* [Aim of the task] Filter the records below and copy every line containing the word "that".

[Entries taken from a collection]
## Start

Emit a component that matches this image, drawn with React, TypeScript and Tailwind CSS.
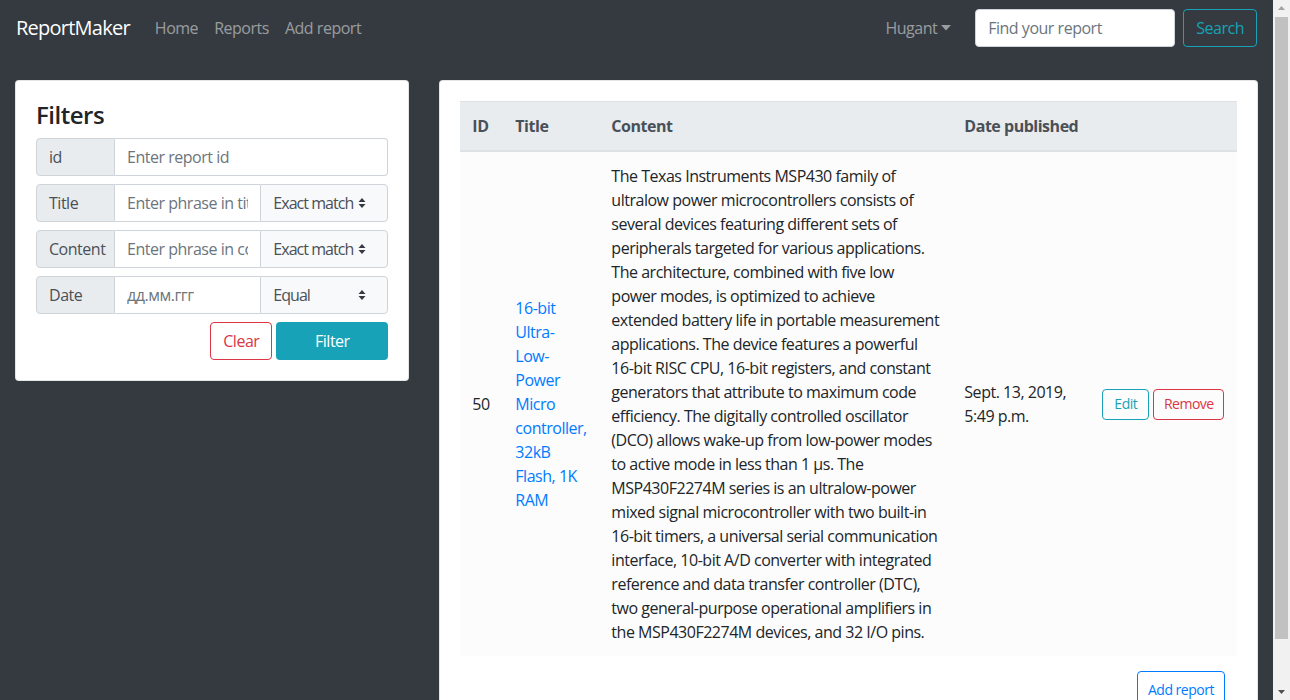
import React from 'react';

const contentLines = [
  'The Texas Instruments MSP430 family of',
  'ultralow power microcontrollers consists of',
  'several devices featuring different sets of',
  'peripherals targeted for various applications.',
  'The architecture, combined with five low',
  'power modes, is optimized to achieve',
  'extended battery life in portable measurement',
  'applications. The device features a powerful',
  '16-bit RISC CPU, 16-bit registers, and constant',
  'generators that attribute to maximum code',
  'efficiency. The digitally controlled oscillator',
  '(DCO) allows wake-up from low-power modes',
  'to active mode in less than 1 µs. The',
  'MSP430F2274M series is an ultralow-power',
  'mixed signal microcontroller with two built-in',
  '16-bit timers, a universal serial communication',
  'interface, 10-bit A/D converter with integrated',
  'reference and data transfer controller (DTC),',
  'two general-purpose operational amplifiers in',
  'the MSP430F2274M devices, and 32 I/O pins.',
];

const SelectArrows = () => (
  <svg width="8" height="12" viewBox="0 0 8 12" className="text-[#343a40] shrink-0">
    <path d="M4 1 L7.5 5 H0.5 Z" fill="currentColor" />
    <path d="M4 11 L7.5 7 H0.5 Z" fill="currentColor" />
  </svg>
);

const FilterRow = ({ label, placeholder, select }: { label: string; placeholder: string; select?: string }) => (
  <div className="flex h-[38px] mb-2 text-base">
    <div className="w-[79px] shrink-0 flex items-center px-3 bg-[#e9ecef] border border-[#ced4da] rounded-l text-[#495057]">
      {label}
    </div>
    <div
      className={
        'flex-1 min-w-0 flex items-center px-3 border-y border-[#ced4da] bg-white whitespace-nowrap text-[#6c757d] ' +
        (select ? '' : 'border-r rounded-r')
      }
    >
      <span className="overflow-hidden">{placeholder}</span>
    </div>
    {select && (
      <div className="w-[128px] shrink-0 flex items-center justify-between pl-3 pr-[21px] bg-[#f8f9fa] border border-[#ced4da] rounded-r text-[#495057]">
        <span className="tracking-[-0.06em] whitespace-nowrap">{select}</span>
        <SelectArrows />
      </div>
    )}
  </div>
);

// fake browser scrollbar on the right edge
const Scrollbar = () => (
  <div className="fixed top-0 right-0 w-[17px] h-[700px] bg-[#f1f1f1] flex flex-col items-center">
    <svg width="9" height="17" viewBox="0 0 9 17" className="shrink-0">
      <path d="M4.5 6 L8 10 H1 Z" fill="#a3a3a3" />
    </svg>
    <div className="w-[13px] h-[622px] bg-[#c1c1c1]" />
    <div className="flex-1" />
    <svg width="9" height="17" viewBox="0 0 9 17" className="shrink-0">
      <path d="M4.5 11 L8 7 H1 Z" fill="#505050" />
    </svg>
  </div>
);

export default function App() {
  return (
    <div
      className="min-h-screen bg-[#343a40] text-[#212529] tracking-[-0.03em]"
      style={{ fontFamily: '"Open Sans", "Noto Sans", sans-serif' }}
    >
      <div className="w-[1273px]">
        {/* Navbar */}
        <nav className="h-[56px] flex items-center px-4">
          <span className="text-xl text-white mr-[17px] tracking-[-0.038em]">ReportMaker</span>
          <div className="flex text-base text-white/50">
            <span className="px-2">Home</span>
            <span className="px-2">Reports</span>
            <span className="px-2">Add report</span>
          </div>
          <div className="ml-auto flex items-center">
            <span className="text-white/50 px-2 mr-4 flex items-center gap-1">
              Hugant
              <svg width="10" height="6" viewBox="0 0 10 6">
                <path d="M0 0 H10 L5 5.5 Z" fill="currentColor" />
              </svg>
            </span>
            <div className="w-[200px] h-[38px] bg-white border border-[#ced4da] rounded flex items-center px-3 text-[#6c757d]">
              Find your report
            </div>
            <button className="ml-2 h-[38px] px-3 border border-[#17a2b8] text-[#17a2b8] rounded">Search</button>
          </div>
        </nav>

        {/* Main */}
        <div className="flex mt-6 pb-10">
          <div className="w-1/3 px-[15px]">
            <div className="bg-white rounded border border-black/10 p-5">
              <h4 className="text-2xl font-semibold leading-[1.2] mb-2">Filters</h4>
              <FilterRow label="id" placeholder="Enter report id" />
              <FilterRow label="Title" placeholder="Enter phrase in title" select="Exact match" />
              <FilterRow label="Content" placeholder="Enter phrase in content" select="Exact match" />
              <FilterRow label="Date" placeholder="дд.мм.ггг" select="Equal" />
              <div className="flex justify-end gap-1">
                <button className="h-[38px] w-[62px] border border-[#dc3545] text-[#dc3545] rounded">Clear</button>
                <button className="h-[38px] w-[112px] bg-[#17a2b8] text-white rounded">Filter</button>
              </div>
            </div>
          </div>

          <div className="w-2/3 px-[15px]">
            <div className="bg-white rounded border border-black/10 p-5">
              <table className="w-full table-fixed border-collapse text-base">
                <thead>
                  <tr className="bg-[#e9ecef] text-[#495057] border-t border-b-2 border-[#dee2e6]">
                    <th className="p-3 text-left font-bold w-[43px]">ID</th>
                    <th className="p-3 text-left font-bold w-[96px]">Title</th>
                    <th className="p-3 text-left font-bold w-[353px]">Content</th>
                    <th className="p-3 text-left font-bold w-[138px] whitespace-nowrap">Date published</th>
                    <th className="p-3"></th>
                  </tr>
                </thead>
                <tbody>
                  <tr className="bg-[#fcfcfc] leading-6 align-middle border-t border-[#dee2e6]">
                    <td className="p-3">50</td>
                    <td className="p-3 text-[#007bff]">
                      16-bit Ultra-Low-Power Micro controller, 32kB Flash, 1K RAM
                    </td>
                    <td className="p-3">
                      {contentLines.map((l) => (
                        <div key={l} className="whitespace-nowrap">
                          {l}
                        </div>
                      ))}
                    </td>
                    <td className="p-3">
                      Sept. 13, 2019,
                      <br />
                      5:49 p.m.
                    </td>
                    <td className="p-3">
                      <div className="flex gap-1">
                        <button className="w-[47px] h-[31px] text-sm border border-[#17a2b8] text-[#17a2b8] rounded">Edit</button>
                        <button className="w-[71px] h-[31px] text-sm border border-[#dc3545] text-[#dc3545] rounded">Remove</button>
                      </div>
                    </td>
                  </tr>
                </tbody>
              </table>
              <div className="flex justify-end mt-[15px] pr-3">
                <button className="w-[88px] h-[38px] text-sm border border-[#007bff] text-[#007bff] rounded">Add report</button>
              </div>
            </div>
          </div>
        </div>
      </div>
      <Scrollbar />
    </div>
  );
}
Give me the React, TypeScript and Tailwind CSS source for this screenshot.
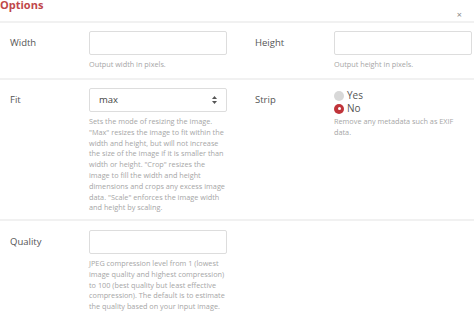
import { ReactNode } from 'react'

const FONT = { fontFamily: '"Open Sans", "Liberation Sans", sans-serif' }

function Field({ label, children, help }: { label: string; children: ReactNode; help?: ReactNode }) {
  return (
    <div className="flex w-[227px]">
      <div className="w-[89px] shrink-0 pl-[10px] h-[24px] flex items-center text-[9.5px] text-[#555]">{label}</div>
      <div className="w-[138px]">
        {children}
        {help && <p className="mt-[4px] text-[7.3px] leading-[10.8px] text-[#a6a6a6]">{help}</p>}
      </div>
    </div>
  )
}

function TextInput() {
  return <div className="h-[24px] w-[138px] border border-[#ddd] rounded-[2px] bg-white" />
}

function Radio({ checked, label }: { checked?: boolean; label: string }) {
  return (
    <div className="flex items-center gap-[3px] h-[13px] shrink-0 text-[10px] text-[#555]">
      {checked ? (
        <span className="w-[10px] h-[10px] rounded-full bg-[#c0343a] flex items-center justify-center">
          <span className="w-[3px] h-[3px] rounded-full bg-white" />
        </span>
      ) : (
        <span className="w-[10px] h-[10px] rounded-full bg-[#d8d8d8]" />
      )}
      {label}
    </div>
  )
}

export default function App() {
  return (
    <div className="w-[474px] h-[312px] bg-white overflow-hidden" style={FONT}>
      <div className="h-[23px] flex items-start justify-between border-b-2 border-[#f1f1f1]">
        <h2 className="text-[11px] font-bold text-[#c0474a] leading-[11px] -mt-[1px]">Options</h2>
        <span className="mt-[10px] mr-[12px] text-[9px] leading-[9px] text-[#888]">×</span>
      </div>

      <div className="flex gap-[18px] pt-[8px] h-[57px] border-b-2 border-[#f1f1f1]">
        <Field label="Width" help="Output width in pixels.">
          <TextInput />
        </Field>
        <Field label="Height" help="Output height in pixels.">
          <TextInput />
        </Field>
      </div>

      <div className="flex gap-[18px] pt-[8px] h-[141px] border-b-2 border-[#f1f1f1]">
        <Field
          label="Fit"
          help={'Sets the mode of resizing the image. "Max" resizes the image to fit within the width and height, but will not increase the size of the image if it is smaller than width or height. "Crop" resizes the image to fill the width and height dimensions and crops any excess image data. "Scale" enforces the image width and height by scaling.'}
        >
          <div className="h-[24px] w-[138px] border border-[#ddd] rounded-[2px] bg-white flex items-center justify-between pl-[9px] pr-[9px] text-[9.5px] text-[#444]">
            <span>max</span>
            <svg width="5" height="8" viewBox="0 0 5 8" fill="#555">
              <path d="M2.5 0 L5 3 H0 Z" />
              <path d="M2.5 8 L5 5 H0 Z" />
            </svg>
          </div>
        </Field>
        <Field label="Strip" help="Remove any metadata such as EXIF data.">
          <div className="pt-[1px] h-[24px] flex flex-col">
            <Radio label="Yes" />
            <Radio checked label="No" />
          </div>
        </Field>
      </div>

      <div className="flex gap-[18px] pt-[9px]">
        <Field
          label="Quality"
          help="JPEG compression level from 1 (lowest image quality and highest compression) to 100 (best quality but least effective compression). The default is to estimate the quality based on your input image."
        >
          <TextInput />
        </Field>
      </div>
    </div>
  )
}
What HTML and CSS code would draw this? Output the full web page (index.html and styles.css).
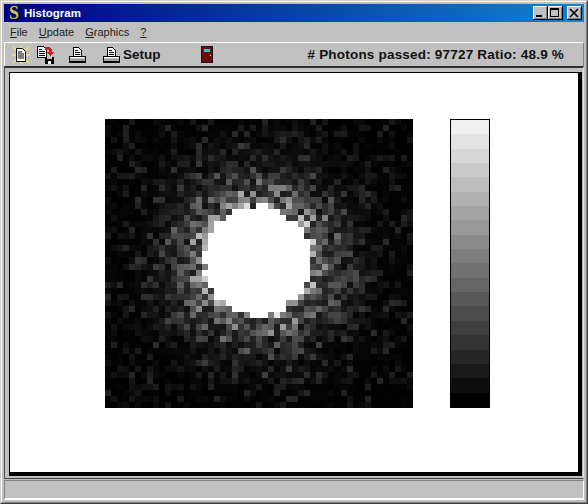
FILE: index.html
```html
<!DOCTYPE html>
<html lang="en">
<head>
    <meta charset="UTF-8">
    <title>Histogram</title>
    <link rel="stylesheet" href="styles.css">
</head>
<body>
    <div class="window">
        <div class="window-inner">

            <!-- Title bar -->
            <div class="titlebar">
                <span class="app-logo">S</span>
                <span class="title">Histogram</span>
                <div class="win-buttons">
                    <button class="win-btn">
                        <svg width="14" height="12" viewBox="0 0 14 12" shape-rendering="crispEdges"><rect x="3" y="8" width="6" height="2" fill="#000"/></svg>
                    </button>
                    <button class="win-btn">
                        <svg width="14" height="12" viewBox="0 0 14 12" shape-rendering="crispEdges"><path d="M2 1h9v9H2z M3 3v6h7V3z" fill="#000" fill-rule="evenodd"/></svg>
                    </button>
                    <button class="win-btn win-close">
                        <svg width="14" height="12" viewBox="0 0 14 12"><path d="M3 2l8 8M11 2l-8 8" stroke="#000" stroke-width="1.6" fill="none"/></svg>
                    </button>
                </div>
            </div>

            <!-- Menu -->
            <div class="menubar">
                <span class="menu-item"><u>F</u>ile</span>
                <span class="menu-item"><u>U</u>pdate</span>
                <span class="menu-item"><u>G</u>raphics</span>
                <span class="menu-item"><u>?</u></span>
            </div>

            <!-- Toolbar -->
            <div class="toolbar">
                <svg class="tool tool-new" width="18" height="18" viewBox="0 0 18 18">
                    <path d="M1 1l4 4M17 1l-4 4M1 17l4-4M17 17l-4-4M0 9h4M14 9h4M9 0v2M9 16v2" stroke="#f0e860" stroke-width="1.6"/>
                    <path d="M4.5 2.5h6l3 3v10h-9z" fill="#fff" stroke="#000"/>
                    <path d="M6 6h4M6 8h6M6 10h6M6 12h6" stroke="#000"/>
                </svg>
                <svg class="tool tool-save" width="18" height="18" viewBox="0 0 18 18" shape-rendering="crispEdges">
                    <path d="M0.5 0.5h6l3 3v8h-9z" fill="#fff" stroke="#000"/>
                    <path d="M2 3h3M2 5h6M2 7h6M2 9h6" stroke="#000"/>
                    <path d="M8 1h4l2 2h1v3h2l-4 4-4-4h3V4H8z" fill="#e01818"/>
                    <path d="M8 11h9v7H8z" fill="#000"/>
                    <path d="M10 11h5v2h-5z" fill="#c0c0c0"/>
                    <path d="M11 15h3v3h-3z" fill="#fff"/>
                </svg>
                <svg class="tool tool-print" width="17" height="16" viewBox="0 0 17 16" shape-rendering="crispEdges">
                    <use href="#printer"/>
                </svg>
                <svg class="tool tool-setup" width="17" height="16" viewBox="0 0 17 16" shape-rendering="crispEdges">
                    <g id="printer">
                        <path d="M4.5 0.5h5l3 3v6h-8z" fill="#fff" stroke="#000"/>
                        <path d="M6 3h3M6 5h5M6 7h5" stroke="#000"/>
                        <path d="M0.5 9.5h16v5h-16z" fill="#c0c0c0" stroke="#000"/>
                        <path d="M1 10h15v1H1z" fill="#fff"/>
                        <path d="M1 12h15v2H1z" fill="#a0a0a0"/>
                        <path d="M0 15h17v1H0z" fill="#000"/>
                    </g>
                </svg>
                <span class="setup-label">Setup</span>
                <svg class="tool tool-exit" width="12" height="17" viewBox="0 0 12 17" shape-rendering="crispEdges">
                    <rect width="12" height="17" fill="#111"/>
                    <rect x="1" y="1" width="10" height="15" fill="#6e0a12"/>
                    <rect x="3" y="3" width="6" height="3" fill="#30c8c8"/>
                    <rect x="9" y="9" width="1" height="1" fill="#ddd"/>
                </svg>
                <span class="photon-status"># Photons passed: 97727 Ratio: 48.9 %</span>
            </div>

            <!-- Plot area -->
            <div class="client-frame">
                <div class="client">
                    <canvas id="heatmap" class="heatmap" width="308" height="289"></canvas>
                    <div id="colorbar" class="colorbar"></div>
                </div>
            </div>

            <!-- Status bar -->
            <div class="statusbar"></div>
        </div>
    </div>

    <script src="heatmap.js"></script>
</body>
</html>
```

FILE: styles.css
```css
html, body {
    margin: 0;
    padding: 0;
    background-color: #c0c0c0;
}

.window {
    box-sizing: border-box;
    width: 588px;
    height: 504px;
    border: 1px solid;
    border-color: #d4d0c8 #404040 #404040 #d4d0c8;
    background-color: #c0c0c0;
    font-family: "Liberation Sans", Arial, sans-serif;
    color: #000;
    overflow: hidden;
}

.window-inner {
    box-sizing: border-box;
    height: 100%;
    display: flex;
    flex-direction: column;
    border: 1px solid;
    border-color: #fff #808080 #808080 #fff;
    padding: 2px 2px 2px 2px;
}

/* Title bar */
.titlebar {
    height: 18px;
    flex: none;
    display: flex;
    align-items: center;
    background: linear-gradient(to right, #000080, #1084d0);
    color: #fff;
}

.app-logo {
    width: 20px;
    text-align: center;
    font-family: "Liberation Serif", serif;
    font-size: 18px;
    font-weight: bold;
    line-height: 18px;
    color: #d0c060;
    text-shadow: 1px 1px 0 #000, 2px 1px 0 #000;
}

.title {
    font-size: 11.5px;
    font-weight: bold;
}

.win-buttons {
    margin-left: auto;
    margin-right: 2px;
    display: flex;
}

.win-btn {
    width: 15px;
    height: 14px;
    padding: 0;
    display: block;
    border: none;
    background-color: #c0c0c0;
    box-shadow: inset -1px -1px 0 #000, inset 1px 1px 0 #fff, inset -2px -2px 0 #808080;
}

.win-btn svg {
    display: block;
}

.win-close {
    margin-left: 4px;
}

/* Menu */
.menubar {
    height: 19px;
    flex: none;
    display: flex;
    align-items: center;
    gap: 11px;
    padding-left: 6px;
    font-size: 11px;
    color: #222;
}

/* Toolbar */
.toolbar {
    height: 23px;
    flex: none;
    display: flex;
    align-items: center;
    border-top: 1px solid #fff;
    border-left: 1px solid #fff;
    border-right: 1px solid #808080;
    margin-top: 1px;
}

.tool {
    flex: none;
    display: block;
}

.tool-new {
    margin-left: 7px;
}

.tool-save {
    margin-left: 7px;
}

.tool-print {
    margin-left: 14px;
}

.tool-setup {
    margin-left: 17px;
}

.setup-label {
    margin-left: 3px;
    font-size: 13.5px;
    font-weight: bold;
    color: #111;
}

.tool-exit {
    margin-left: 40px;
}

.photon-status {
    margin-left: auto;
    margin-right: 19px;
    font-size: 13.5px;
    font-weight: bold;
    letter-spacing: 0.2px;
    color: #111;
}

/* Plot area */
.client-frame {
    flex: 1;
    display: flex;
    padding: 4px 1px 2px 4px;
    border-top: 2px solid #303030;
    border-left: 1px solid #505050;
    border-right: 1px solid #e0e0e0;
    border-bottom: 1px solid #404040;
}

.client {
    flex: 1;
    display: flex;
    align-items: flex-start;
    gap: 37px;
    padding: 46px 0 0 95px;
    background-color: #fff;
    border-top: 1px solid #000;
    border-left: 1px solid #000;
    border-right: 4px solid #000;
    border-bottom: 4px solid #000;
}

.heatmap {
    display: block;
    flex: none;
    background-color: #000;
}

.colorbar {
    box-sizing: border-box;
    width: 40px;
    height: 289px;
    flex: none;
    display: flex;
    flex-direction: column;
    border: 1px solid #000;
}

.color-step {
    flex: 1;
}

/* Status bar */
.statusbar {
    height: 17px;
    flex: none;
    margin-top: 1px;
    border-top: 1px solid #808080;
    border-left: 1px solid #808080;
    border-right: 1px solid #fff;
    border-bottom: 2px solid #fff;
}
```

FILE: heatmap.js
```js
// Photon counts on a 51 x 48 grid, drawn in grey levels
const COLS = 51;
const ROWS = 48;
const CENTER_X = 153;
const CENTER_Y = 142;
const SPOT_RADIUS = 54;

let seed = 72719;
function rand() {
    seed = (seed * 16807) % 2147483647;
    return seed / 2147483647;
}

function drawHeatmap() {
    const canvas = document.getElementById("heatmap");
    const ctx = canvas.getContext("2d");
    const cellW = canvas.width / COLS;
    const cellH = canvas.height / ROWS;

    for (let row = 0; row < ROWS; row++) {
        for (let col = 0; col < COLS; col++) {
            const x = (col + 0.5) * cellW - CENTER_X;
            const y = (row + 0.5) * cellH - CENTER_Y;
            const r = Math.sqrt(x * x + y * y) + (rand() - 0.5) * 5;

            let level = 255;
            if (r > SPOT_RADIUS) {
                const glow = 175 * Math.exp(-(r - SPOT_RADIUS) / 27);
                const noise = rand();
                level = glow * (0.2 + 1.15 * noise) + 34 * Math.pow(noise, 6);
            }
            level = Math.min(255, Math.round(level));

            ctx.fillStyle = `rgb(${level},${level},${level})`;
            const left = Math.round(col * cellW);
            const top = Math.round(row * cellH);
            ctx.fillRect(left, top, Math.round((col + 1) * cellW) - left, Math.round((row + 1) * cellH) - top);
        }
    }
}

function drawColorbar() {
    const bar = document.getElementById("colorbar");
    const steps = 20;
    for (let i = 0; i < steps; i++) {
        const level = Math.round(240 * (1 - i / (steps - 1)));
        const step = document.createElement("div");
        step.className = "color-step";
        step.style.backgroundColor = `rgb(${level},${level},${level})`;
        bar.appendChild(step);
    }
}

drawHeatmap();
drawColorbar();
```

## End

* [Worked answer]
Emit a component that matches this image, drawn with React, TypeScript and Tailwind CSS.
  'generators that attribute to maximum code',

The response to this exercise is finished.